Having enjoyed a more than rich meal on the french side, at night we went out for the local experience. Mark's Place, in the shadow of a big supermarket, gave way to the Sint Maarten approach to a Friday night eat out. Some acras, cod fritters, to start us of, a beer to control the thirst, a little breeze coming through the bars that separated us from the parking lot and we instantly felt at home in the laid back atmosphere. The mahi mahi filet to follow was grilled properly, the tomato salad was rightfully called so. A bit of cheesecake and a coffee and we too knew the way dinner was enjoyed here. Or at home, since at least half of the orders were to take away. It most likely wouldn't change the sentiment.
Friday, April 8, 2011
On the evening of the third day, we were to encounter an outstanding chef. The Rare restaurant proved to be everything the name promised. The subtlety of the seasoning used, the baked rare to perfection Angus beef, the lobster treated in different but all so worthy manners, this was by far the best culinary experience on the friendly island so far. Dino Jagtiani, St. Maarten born and graduate of the Culinary Institute of America, knows his way around the kitchen.
After a glass of a very decent prosecco, we commenced with two sashimis. The lobster was an oriental treat, the soya sauce, coriander, ginger and mung bean sprouts made it a pleasure to the mouth. At the other end of the table a smile came out above the thinly cut salmon and cherry tomatoes. And grew even bigger whilst tasting the white wine, a full flavoured dry guidance. The main course following the salmon was a Chefs signature lobster tails dish. Yet again grilled to perfection, no complaints possible. The Angus beef the restaurants so rightfully is proud of could have been cut with a spoon. Softness and richness entered my mouth with every bite. A Haut-Médoc kept a perfect balance. If remarks had to be made, they couldn't have been about the food. The waiting staff though felt to lack the appropriate knowledge of what was on the plate and what wine combination could be recommended. To serve a glass for the red Bordeaux next to the lobster was only one of the small mistakes we noticed. If this great Chef succeeds in bringing up his personnel to the same heights as his food, the picture will be complete. Over a coffee and Armagnac we agreed that until that moment, we were even so happy to taste the superb qualities of Dino Jagtiani in his food.
Thursday, April 7, 2011
L'escargot stands out in the middle of Front Street. Neatly decorated from the outside as well as inside, they are able to create a relaxed french atmosphere on this tropical island. Snails obviously being the specialty here, we decided to leave the choice of courses to the waiter. It proved to be a good guess. As could have been expected, since your man has been working here for 38 years, ever since the start.
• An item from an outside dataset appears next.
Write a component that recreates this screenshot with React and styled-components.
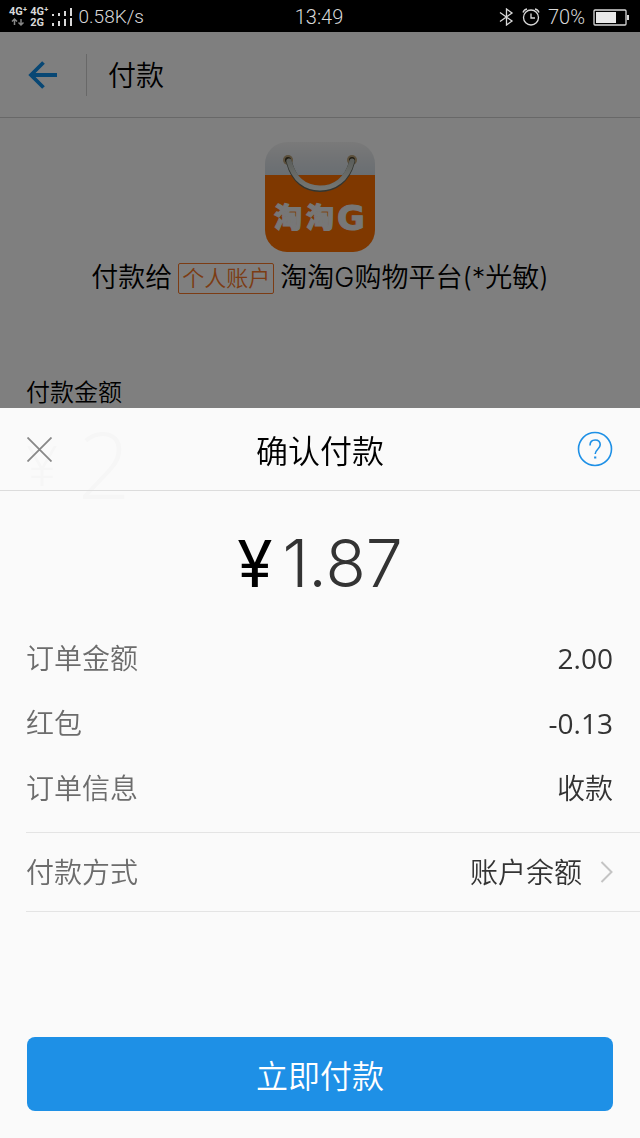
import React from 'react'
import styled, { createGlobalStyle, css } from 'styled-components'

const colors = {
  blue: '#108ee9',
  button: '#1e90e6',
  orange: '#f87828',
  ink: '#000',
  text: '#333',
  muted: '#6c6c6c',
  line: '#e4e4e4',
}

const GlobalStyle = createGlobalStyle`
  * {
    box-sizing: border-box;
  }

  body {
    margin: 0;
    background: #fff;
    color: ${colors.ink};
    font-family: 'Open Sans', 'Noto Sans CJK SC', sans-serif;
    font-weight: 350;
  }

  button {
    padding: 0;
    border: none;
    background: none;
    color: inherit;
    font: inherit;
    cursor: pointer;
  }

  svg {
    display: block;
  }
`

const flexCenter = css`
  display: flex;
  align-items: center;
`

const StatusBar = styled.div`
  display: grid;
  grid-template-columns: 1fr auto 1fr;
  align-items: center;
  position: relative;
  z-index: 3;
  height: 32px;
  padding: 2px 11px 0 9px;
  background: #000;
  color: #d8d8d8;
  font-family: Roboto, sans-serif;
  font-size: 20px;
  font-weight: 300;
  line-height: 30px;
`

const StatusGroup = styled.div`
  ${flexCenter}
  justify-content: ${({ end }) => (end ? 'flex-end' : 'flex-start')};
  gap: ${({ end }) => (end ? 8 : 3)}px;
`

const Network = styled.div`
  display: flex;
  flex-direction: column;
  font-size: 11px;
  font-weight: 700;
  line-height: 11px;

  svg {
    margin-left: 2px;
  }
`

const Speed = styled.span`
  margin-left: 4px;
  font-size: 19px;
`

const Header = styled.header`
  ${flexCenter}
  height: 86px;
  padding: 0 28px;
  border-bottom: 1px solid #d0d0d0;
`

const BackButton = styled.button`
  ${flexCenter}
  padding-right: 28px;
  color: ${colors.blue};
`

const HeaderTitle = styled.h1`
  margin: 0;
  padding-left: 21px;
  border-left: 1px solid #d0d0d0;
  font-size: 28px;
  font-weight: 350;
  line-height: 42px;
`

const Payee = styled.section`
  display: flex;
  flex-direction: column;
  align-items: center;
  gap: 6px;
  padding-top: 24px;
`

const PayeeName = styled.p`
  ${flexCenter}
  gap: 6px;
  margin: 0;
  font-family: Inter, 'Noto Sans CJK SC', sans-serif;
  font-size: 27px;
  line-height: 40px;
  white-space: nowrap;
`

const Tag = styled.span`
  padding: 0 3px;
  border: 1px solid ${colors.orange};
  border-radius: 2px;
  color: ${colors.orange};
  font-size: 22px;
  line-height: 29px;
`

const AmountField = styled.section`
  padding: 76px 26px 0;
`

const FieldLabel = styled.div`
  font-size: 24px;
  line-height: 36px;
`

const FieldValue = styled.div`
  ${flexCenter}
  gap: 20px;
  padding-top: 14px;
  font-size: 92px;
  line-height: 80px;

  small {
    font-size: 56px;
  }
`

const Scrim = styled.div`
  position: fixed;
  inset: 0;
  z-index: 1;
  background: rgba(0, 0, 0, 0.5);
`

const Sheet = styled.section`
  position: fixed;
  right: 0;
  bottom: 0;
  left: 0;
  z-index: 2;
  background: rgba(254, 254, 254, 0.97);
`

const SheetHeader = styled.header`
  display: grid;
  grid-template-columns: 1fr auto 1fr;
  align-items: center;
  height: 83px;
  padding: 0 27px;
  border-bottom: 1px solid #dcdcdc;
  color: #888;
`

const SheetTitle = styled.h2`
  margin: 0;
  padding-top: 4px;
  color: ${colors.ink};
  font-size: 32px;
  font-weight: 350;
  line-height: 48px;
`

const HelpButton = styled.button`
  justify-self: end;
  color: ${colors.button};
`

const Total = styled.div`
  display: flex;
  align-items: baseline;
  justify-content: center;
  gap: 10px;
  height: 134px;
  padding-top: 34px;
  color: ${colors.text};
  font-family: Inter, sans-serif;
  font-size: 66px;
  font-weight: 300;
  line-height: 76px;

  span {
    color: ${colors.ink};
    font-size: 64px;
    font-weight: 400;
  }
`

const Details = styled.dl`
  margin: 0 0 0 26px;
  padding-bottom: 12px;
  border-bottom: 1px solid ${colors.line};
`

const rowStyle = css`
  ${flexCenter}
  justify-content: space-between;
  padding-right: 27px;
  font-size: 28px;
  line-height: 40px;
`

const Row = styled.div`
  ${rowStyle}
  height: 65px;

  dt {
    color: ${colors.muted};
  }

  dd {
    margin: 0;
    color: ${colors.text};
    font-weight: ${({ $numeric }) => ($numeric ? 400 : 350)};
  }
`

const MethodRow = styled.div`
  display: grid;
  margin-left: 26px;
  border-bottom: 1px solid ${colors.line};

  button {
    ${rowStyle}
    height: 78px;
    color: ${colors.muted};
  }
`

const MethodValue = styled.span`
  ${flexCenter}
  gap: 18px;
  color: ${colors.text};
`

const Footer = styled.footer`
  display: grid;
  padding: 125px 27px 27px;
`

const PayButton = styled.button`
  && {
    height: 74px;
    border-radius: 8px;
    background: ${colors.button};
    color: #fff;
    font-size: 32px;
  }
`

const details = [
  { label: '订单金额', value: '2.00', numeric: true },
  { label: '红包', value: '-0.13', numeric: true },
  { label: '订单信息', value: '收款' },
]

const DataArrows = () => (
  <svg width="14" height="11" fill="none" stroke="#888" strokeWidth="1.5">
    <path d="M3.5 8V2M1 4.5 3.5 2 6 4.5M10 2v6M7.5 5.5 10 8l2.500-2.500" />
  </svg>
)

const SignalBars = () => (
  <svg width="20" height="18" fill="currentColor">
    <path d="M0 6h2v2H0zM6 5h2v3H6zM12 3h2v5h-2zM18 0h2v8h-2zM0 15h2v3H0zM6 13h2v5H6zM12 11h2v7h-2zM18 10h2v8h-2z" />
  </svg>
)

const BluetoothIcon = () => (
  <svg width="15" height="18" fill="none" stroke="currentColor" strokeWidth="1.3">
    <path d="M1 4.500 13 13 7.500 17V1L13 5 1 13.500" />
  </svg>
)

const AlarmIcon = () => (
  <svg width="18" height="18" fill="none" stroke="currentColor" strokeWidth="1.3">
    <circle cx="9" cy="9.500" r="7.500" />
    <path d="M9 5.500V10h4M1 4.500Q2 1.500 5 1M17 4.500Q16 1.500 13 1" />
  </svg>
)

const BatteryIcon = () => (
  <svg width="36" height="17">
    <rect x="1" y="1" width="32" height="15" rx="1" fill="none" stroke="#d8d8d8" strokeWidth="1.3" />
    <path d="M3 3h20v11H3z" fill="#e8e8e8" />
    <path d="M34 6h2v5h-2z" fill="#d8d8d8" />
  </svg>
)

const BackIcon = () => (
  <svg width="30" height="28" fill="none" stroke="currentColor" strokeWidth="3.800">
    <path d="M15.500 1.500 3 14l12.500 12.500M3 14h26" />
  </svg>
)

const CloseIcon = () => (
  <svg width="25" height="25" fill="none" stroke="currentColor" strokeWidth="1.800">
    <path d="m.5.5 24 24M24.500.5l-24 24" />
  </svg>
)

const HelpIcon = () => (
  <svg width="36" height="36" fill="none" stroke="currentColor" strokeWidth="1.600">
    <circle cx="18" cy="18" r="16.500" />
    <path d="M13 14.500c0-3.500 2.200-5.500 5.200-5.500s5 2 5 4.800c0 4.200-5 4.700-5 9.200" />
    <path d="M18.200 25.500v2" strokeWidth="2.200" />
  </svg>
)

const ChevronIcon = () => (
  <svg width="13" height="22" fill="none" stroke="#c4c4c4" strokeWidth="2">
    <path d="m1.500 1 10 10-10 10" />
  </svg>
)

const ShopLogo = () => (
  <svg width="110" height="110" viewBox="0 0 110 110" role="img" aria-label="淘淘G">
    <defs>
      <linearGradient id="bag-top" x2="0" y2="1">
        <stop offset="0" stopColor="#f4f4f4" />
        <stop offset="0.5" stopColor="#e2e6ea" />
        <stop offset="1" stopColor="#d2dce4" />
      </linearGradient>
      <linearGradient id="bag-handle" x2="0" y2="1">
        <stop offset="0" stopColor="#b8beb8" />
        <stop offset="1" stopColor="#e8ece6" />
      </linearGradient>
      <clipPath id="bag-shape">
        <rect width="110" height="110" rx="22" />
      </clipPath>
    </defs>
    <g clipPath="url(#bag-shape)">
      <path d="M0 0h110v34H0z" fill="url(#bag-top)" />
      <path d="M0 33h110v77H0z" fill="#ff7000" />
    </g>
    <circle cx="23" cy="18" r="5" fill="#b8a078" />
    <circle cx="87" cy="18" r="5" fill="#b8a078" />
    <circle cx="23" cy="18" r="3" fill="#3c3420" />
    <circle cx="87" cy="18" r="3" fill="#3c3420" />
    <g fill="none" strokeLinecap="round">
      <path d="M24 20c5 19 17 27 31 27s27-8 32-27" stroke="#666b60" strokeWidth="6" />
      <path d="M24 19c5 19 17 27 31 27s27-8 32-27" stroke="url(#bag-handle)" strokeWidth="5" />
    </g>
    <text
      x="9"
      y="86"
      fill="#eee"
      stroke="#eee"
      strokeWidth="1"
      fontFamily="'Noto Sans CJK SC', sans-serif"
      fontSize="28"
      fontWeight="900"
    >
      淘
      <tspan x="41">淘</tspan>
      <tspan x="72" y="88" fontFamily="'DejaVu Sans', sans-serif" fontSize="34">G</tspan>
    </text>
  </svg>
)

const Status = () => (
  <StatusBar>
    <StatusGroup>
      <Network>
        <span>4G⁺</span>
        <DataArrows />
      </Network>
      <Network>
        <span>4G⁺</span>
        <span>2G</span>
      </Network>
      <SignalBars />
      <Speed>0.58K/s</Speed>
    </StatusGroup>
    <span>13:49</span>
    <StatusGroup end>
      <BluetoothIcon />
      <AlarmIcon />
      <span>70%</span>
      <BatteryIcon />
    </StatusGroup>
  </StatusBar>
)

const PaymentPage = () => (
  <main>
    <Header>
      <BackButton type="button" aria-label="返回">
        <BackIcon />
      </BackButton>
      <HeaderTitle>付款</HeaderTitle>
    </Header>
    <Payee>
      <ShopLogo />
      <PayeeName>
        付款给
        <Tag>个人账户</Tag>
        淘淘G购物平台(*光敏)
      </PayeeName>
    </Payee>
    <AmountField>
      <FieldLabel>付款金额</FieldLabel>
      <FieldValue>
        <small>¥</small>2
      </FieldValue>
    </AmountField>
  </main>
)

const ConfirmSheet = () => (
  <Sheet role="dialog" aria-modal="true" aria-labelledby="sheet-title">
    <SheetHeader>
      <button type="button" aria-label="关闭">
        <CloseIcon />
      </button>
      <SheetTitle id="sheet-title">确认付款</SheetTitle>
      <HelpButton type="button" aria-label="帮助">
        <HelpIcon />
      </HelpButton>
    </SheetHeader>
    <Total>
      <span>¥</span>1.87
    </Total>
    <Details>
      {details.map(({ label, value, numeric }) => (
        <Row key={label} $numeric={numeric}>
          <dt>{label}</dt>
          <dd>{value}</dd>
        </Row>
      ))}
    </Details>
    <MethodRow>
      <button type="button">
        付款方式
        <MethodValue>
          账户余额
          <ChevronIcon />
        </MethodValue>
      </button>
    </MethodRow>
    <Footer>
      <PayButton type="button">立即付款</PayButton>
    </Footer>
  </Sheet>
)

const App = () => (
  <>
    <GlobalStyle />
    <Status />
    <PaymentPage />
    <Scrim />
    <ConfirmSheet />
  </>
)

export default App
The grand opening with a series of snails prepared in different ways was spot on. Every bite a different feeling in the mouth, every snail decorated with yet another vegetable or dough. The sauvignon blanc to guide us through unfortunately had a bit of sweetness in it, a flavour not to be found in the dish. A better combination of food and wine was the well baked duck and the bordeaux of the bel air winery. French until the last bite. On my opposite side, a soft and smooth filet of snapper was highly appreciated. To round up a perfect gourmet evening, the crème brulée was served. Here the depth of the plate was inadequate to prevent the well burned but thick sugar layer the domination of the custard. The coffee served afterward was escorted by an old cognac with a hint of sweetness. The taste of the evening at l'escargot.
Wednesday, April 6, 2011
Dining with a permanent view on the Great Bay, the start of this culinary trip could have been worse. A warm welcome, on top of the cozy temperature of 28 degrees Celsius made us instantly feel at home. As did a nice glass of a light Pinot Grigio.
The Portobella soup served as an appetizer made us realise that the influence of the American cruise ships lying nearby was immanent. Salt and pepper had to be added. The starter of scallops consisted in fact of two dishes on the same plate. Although both absolutely worth eating, it was too much. The tomato would have combined nicely with the foam of vanilla and the scallops, the supplement of grilled aubergine, green asparagus and tomato sauce with green herbs just wasn't necessary. The Chardonnay made a lovely match with these vegetables though. The main course had a very tender loin, coated with bacon. Medium-rare cooked, without asking, this meat couldn't and shouldn't have been served more done. The Haut-Médoc to finish it all up was brought to us on exactly the right temperature. An effort not to be underestimated in this subtropical climate. The wine glasses were chilled beforehand, which gave the wine it's true appearance throughout the whole course.
As dessert the little mistake made at the start reappeared. So we enjoyed two desserts at the same time. A French toast, fresh fruit to go well with 'm and as a far more than proper finish some coffee ice cream.
The ingredients and the way the chef treated them didn't give us anything to complain about. Perhaps the presence of American tourism gave way to the rather broad manner in which this dinner was served. All said and done, we were quite happy to have enjoyed the warm welcome and the vast amount of good food at this restaurant. The art of knowing what to leave out still has to be learned. We were welcome to make the choice for them, which resulted in a absolutely fine French-American style evening meal.
After a decent 9 hour flight with movies, music, games and snacks to see us through, the island of Sint Maarten was at our feet. Drove out to our hotel for the upcoming week, unpacked, sat down and then went along the Boardwalk for a small lunch. Here our first discovery was made. Maybe not as high class as yet to come, but what a sauce this proved to be! The Matouk's hot pepper sauce, until that moment unknown to us, is a mouthburning surprise. The little peppers shown on the bottle, as shown on the photo, were a fraction of the true amount inside. A true surprise, which could only be scared away with a Carib beer.